Task to complete:
Pick out every line of the entries below where "this" occurs, and copy those lines.
<<<<
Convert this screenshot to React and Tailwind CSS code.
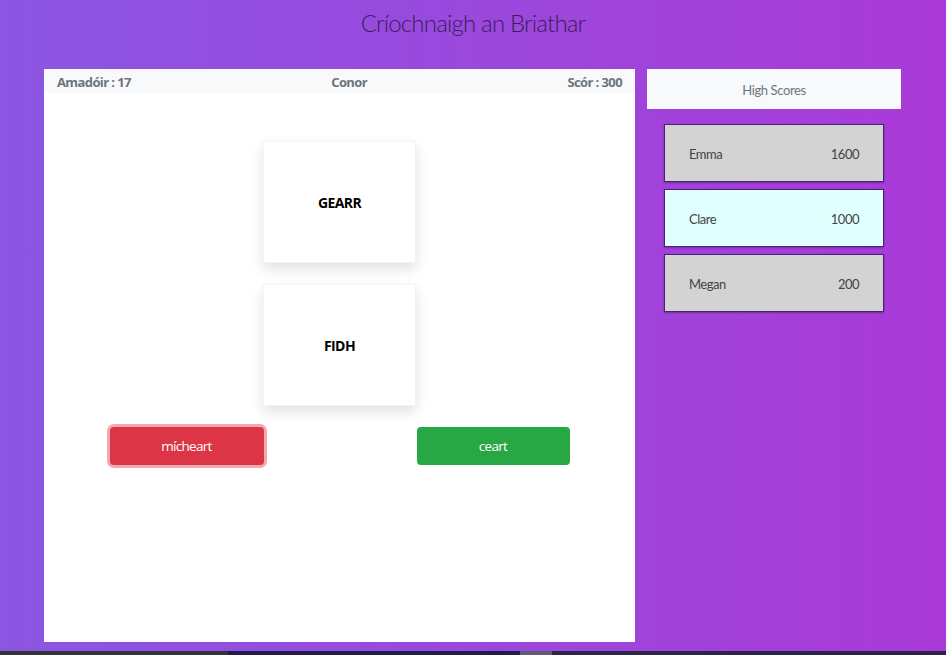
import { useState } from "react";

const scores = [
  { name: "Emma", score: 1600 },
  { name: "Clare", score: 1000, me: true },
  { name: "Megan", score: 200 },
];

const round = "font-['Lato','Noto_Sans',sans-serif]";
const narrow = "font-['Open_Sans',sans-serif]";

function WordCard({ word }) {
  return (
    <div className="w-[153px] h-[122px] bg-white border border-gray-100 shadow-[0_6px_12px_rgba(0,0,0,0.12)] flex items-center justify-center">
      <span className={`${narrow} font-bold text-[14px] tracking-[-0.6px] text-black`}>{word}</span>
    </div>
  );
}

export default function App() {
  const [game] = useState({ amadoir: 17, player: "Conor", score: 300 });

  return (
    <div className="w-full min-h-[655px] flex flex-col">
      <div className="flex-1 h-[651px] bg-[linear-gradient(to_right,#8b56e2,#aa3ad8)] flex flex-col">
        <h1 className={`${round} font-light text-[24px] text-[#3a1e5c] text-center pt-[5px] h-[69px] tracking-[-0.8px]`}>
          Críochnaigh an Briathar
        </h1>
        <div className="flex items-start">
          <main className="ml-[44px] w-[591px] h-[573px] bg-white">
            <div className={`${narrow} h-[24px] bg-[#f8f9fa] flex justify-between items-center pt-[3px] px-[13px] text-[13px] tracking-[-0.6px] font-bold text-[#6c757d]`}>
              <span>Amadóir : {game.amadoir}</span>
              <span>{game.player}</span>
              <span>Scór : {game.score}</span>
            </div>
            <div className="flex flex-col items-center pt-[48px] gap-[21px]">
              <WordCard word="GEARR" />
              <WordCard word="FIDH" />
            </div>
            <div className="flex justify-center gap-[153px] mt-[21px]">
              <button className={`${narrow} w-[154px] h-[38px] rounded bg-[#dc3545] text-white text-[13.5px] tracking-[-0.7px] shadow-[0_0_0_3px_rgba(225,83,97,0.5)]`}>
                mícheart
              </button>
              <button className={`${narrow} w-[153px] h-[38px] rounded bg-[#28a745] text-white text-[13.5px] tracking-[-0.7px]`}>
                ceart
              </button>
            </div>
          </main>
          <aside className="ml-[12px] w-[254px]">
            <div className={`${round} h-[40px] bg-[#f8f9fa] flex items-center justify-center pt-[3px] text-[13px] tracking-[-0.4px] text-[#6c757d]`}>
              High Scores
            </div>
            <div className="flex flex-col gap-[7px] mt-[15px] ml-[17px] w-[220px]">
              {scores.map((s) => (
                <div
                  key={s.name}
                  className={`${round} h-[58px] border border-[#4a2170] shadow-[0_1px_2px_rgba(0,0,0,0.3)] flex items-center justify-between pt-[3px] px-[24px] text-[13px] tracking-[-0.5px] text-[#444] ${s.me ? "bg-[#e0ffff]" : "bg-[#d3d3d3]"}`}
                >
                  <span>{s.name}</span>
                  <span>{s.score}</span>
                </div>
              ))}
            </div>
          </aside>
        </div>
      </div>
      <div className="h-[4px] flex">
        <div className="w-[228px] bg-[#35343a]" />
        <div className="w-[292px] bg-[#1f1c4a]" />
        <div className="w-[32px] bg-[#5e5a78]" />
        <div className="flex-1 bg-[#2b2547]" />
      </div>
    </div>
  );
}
>>>>
<<<<
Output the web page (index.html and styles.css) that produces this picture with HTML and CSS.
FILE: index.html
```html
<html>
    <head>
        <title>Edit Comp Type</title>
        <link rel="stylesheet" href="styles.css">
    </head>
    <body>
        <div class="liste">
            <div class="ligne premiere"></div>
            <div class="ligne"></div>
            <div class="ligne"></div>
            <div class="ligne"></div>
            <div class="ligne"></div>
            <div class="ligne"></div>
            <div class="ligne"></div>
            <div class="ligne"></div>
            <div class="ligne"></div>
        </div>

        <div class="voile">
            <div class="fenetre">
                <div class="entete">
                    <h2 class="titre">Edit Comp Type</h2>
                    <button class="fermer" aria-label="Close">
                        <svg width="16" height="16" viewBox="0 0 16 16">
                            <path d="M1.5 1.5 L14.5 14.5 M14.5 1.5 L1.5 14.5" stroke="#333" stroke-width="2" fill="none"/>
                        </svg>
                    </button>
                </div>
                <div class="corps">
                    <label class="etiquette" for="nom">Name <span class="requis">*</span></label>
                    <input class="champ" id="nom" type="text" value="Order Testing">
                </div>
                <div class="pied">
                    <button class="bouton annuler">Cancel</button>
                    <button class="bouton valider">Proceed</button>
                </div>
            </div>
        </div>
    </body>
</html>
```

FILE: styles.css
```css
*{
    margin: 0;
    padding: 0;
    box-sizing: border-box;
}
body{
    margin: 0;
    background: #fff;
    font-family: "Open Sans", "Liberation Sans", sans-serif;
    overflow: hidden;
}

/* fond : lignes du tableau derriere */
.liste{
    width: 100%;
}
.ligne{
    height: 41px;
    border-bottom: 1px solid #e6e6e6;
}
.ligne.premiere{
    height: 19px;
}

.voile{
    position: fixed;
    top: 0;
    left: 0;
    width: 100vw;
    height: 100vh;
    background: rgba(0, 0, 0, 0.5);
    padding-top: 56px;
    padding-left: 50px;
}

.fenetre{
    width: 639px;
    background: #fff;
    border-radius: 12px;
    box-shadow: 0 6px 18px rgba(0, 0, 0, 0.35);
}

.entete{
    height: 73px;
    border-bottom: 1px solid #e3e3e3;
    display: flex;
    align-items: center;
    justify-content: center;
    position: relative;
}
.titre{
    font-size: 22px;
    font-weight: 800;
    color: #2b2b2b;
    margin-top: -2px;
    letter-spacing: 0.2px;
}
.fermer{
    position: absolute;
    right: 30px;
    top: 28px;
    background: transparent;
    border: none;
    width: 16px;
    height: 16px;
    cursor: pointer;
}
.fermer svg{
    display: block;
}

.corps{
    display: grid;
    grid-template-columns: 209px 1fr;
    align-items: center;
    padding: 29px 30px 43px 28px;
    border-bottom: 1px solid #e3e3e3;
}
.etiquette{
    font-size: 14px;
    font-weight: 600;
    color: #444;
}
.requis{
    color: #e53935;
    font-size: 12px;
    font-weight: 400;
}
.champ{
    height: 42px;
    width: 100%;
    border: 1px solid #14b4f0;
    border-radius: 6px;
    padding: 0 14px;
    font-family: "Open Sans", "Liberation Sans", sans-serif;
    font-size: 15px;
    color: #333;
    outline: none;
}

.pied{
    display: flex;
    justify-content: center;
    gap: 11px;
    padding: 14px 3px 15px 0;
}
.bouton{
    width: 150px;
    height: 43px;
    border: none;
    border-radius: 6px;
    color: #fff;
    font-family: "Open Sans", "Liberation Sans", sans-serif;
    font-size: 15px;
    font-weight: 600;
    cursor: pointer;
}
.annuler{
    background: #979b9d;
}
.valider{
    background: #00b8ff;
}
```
>>>>
Exercise solution:
Convert this screenshot to React and Tailwind CSS code.
Output the web page (index.html and styles.css) that produces this picture with HTML and CSS.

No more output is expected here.